-- START --
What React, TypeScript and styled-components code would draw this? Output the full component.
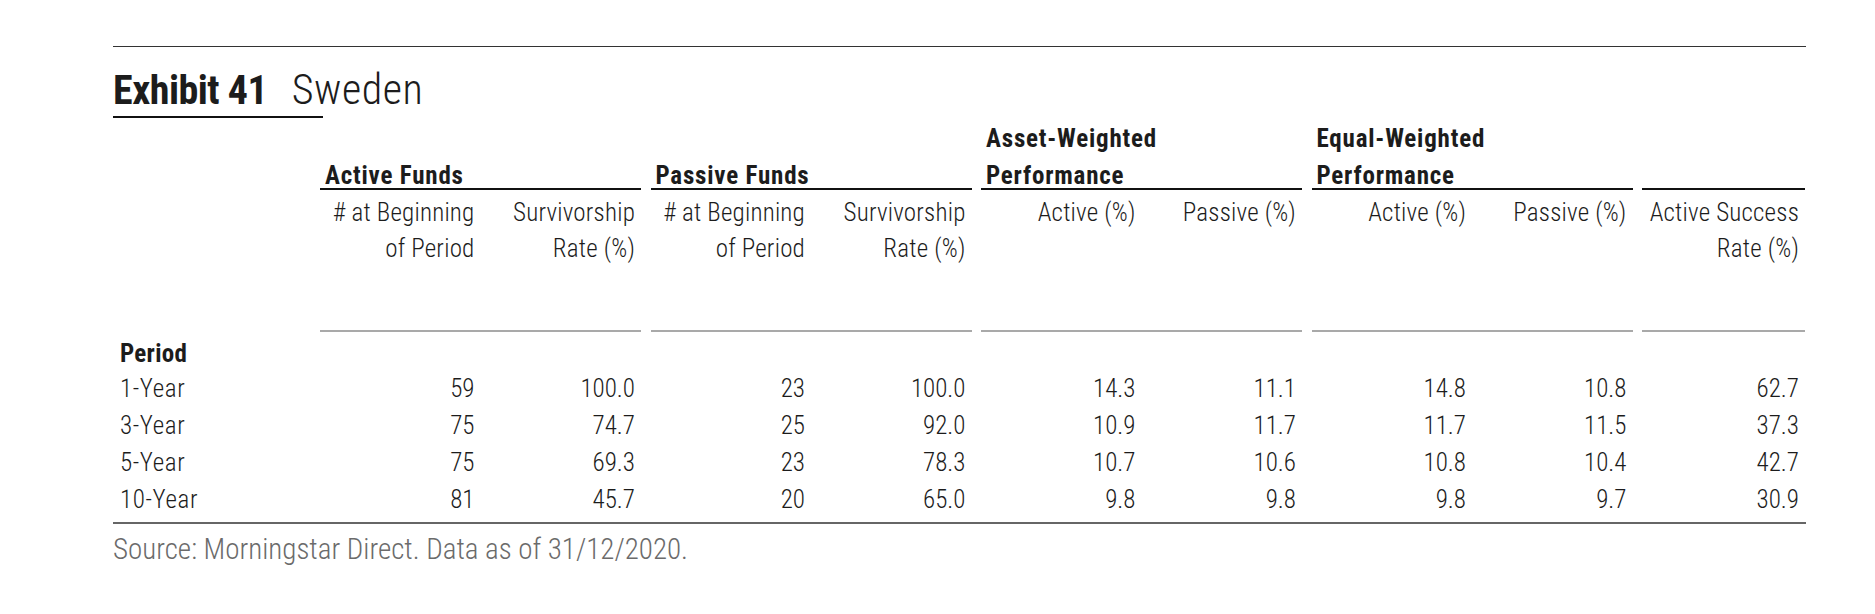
import styled, { createGlobalStyle } from 'styled-components';

const GlobalStyle = createGlobalStyle`
  body {
    margin: 0;
    background: #ffffff;
    font-family: "Roboto Condensed", "Liberation Sans", sans-serif;
    color: #1c1c1c;
  }
`;

const TextBlack = '#1c1c1c';
const RuleBlack = '#111111';
const RuleGrey = '#a9a9a9';
const SourceGrey = '#6b6b6b';

// label column, then four 2-column groups with a spacer, then the last single column
const COLUMNS = '207px repeat(4, 160.5px 160.5px 9.5px) 163px';

const groups = [
  { title: ['Active Funds'], columns: [['# at Beginning', 'of Period'], ['Survivorship', 'Rate (%)']] },
  { title: ['Passive Funds'], columns: [['# at Beginning', 'of Period'], ['Survivorship', 'Rate (%)']] },
  { title: ['Asset-Weighted', 'Performance'], columns: [['Active (%)'], ['Passive (%)']] },
  { title: ['Equal-Weighted', 'Performance'], columns: [['Active (%)'], ['Passive (%)']] },
  { title: [], columns: [['Active Success', 'Rate (%)']] },
];

const rows = [
  { period: '1-Year', values: ['59', '100.0', '23', '100.0', '14.3', '11.1', '14.8', '10.8', '62.7'] },
  { period: '3-Year', values: ['75', '74.7', '25', '92.0', '10.9', '11.7', '11.7', '11.5', '37.3'] },
  { period: '5-Year', values: ['75', '69.3', '23', '78.3', '10.7', '10.6', '10.8', '10.4', '42.7'] },
  { period: '10-Year', values: ['81', '45.7', '20', '65.0', '9.8', '9.8', '9.8', '9.7', '30.9'] },
];

const groupStart = (g: number) => 2 + g * 3;
const dataColumn = (i: number) => groupStart(Math.floor(i / 2)) + (i % 2);

const Page = styled.div`
  padding: 46px 0 40px 113px;
  width: 1693px;
`;

const TopRule = styled.div`
  border-top: 1.5px solid #333333;
`;

const TitleRow = styled.div`
  display: flex;
  align-items: baseline;
  gap: 24.5px;
  margin-top: 18.5px;
  font-size: 40px;
  line-height: 48px;
  color: ${TextBlack};
`;

const ExhibitNumber = styled.span`
  font-weight: 700;
  letter-spacing: -0.5px;
`;

const ExhibitName = styled.span`
  font-size: 42px;
  font-weight: 300;
  letter-spacing: 0.5px;
`;

const TitleUnderline = styled.div`
  width: 210px;
  height: 2.5px;
  margin-top: 1px;
  background: ${RuleBlack};
`;

const Row = styled.div`
  display: grid;
  grid-template-columns: ${COLUMNS};
  font-size: 25px;
  white-space: nowrap;
`;

const GroupRow = styled(Row)`
  height: 72px;
`;

const GroupTitle = styled.div<{ $start: number; $span: number }>`
  grid-column: ${(p) => p.$start} / span ${(p) => p.$span};
  display: flex;
  align-items: flex-end;
  border-bottom: 2.5px solid ${RuleBlack};
`;

const GroupTitleText = styled.div`
  padding-left: 5px;
  margin-bottom: -5.5px;
  font-weight: 700;
  letter-spacing: 0.8px;
  line-height: 37px;
`;

const LabelRow = styled(Row)`
  height: 141.5px;
`;

const ColumnLabel = styled.div<{ $col: number }>`
  grid-column: ${(p) => p.$col};
  padding: 5px 6px 0 0;
  text-align: right;
  line-height: 36px;
  font-weight: 300;
  letter-spacing: 0.2px;
  border-bottom: 2px solid ${RuleGrey};
`;

const PeriodRow = styled(Row)`
  margin-top: 6.5px;
  line-height: 32px;
`;

const PeriodHeading = styled.div`
  padding-left: 7px;
  font-weight: 700;
  letter-spacing: 0.3px;
`;

const DataRow = styled(Row)`
  line-height: 37px;
  font-weight: 300;
`;

const PeriodLabel = styled.div`
  padding-left: 7px;
  letter-spacing: 0.6px;
`;

const Value = styled.div<{ $col: number }>`
  grid-column: ${(p) => p.$col};
  padding-right: 6px;
  text-align: right;
`;

const BottomRule = styled.div`
  margin-top: 4px;
  border-top: 2px solid #666666;
`;

const Source = styled.div`
  margin-top: 7px;
  font-size: 29px;
  line-height: 37px;
  font-weight: 300;
  color: ${SourceGrey};
`;

const App = () => (
  <>
    <GlobalStyle />
    <Page>
      <TopRule />
      <TitleRow>
        <ExhibitNumber>Exhibit 41</ExhibitNumber>
        <ExhibitName>Sweden</ExhibitName>
      </TitleRow>
      <TitleUnderline />

      <GroupRow>
        {groups.map((group, g) => (
          <GroupTitle key={g} $start={groupStart(g)} $span={group.columns.length}>
            <GroupTitleText>
              {group.title.map((line) => (
                <div key={line}>{line}</div>
              ))}
            </GroupTitleText>
          </GroupTitle>
        ))}
      </GroupRow>

      <LabelRow>
        {groups.map((group, g) =>
          group.columns.map((lines, c) => (
            <ColumnLabel key={`${g}-${c}`} $col={groupStart(g) + c}>
              {lines.map((line) => (
                <div key={line}>{line}</div>
              ))}
            </ColumnLabel>
          )),
        )}
      </LabelRow>

      <PeriodRow>
        <PeriodHeading>Period</PeriodHeading>
      </PeriodRow>

      {rows.map((row) => (
        <DataRow key={row.period}>
          <PeriodLabel>{row.period}</PeriodLabel>
          {row.values.map((value, i) => (
            <Value key={i} $col={dataColumn(i)}>
              {value}
            </Value>
          ))}
        </DataRow>
      ))}

      <BottomRule />
      <Source>Source: Morningstar Direct. Data as of 31/12/2020.</Source>
    </Page>
  </>
);

export default App;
-- END --
§ Exercise brief: Of the lines in the data above, how many contain the word "components"? Give only that figure.

§ Task response: 2